Stephen Hawking’s Wheelchair and Thesis Fetch More Than $1 Million at Auction

Stephen Hawking’s Wheelchair and Thesis Fetch More Than $1 Million at Auction


The final price for an old red wheelchair exceeded expectations at a Christie’s auction in London that ended on Thursday.

A mystery buyer spent about $390,000 on the wheelchair, a motorized model that had belonged to the physicist and author Stephen W. Hawking, who died in March at age 76. That is more than 15 times the pre-sale estimate made public by Christie’s.

It was among 22 items on offer from Dr. Hawking’s estate in an online auction that began on Oct. 31. All of those were sold, and the total, about $1.8 million, was seven times more than had been predicted.

“The results of this remarkable sale, with more than 400 registered bidders from 30 different countries, demonstrate the enormous admiration and affection with which Stephen Hawking was viewed around the world,” according to a statement from Thomas Venning, the head of books and manuscripts for Christie’s, and James Hyslop, the head of science and natural history.

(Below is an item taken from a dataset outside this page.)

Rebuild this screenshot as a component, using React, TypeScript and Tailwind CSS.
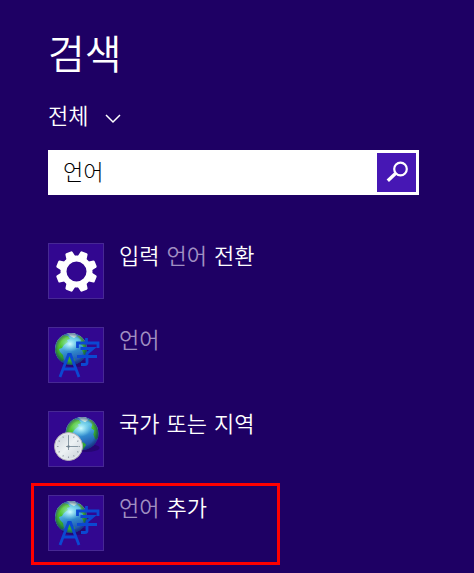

Altogether, the items auctioned, which also included possessions of Sir Isaac Newton, Charles Darwin and Albert Einstein, were sold for more than $2.3 million.

The red wheelchair was used by Dr. Hawking during the late 1980s and early ’90s; he stopped using it when he could no longer steer it with his hands. The physicist spent most of his life steadily losing control over his muscles because of amyotrophic lateral sclerosis, or Lou Gehrig’s disease.

A bidder also spent more than $760,000 — more than double the expectation — on Dr. Hawking’s signed 1965 Ph.D. thesis, “Properties of Expanding Universes,” about the origins of time and space.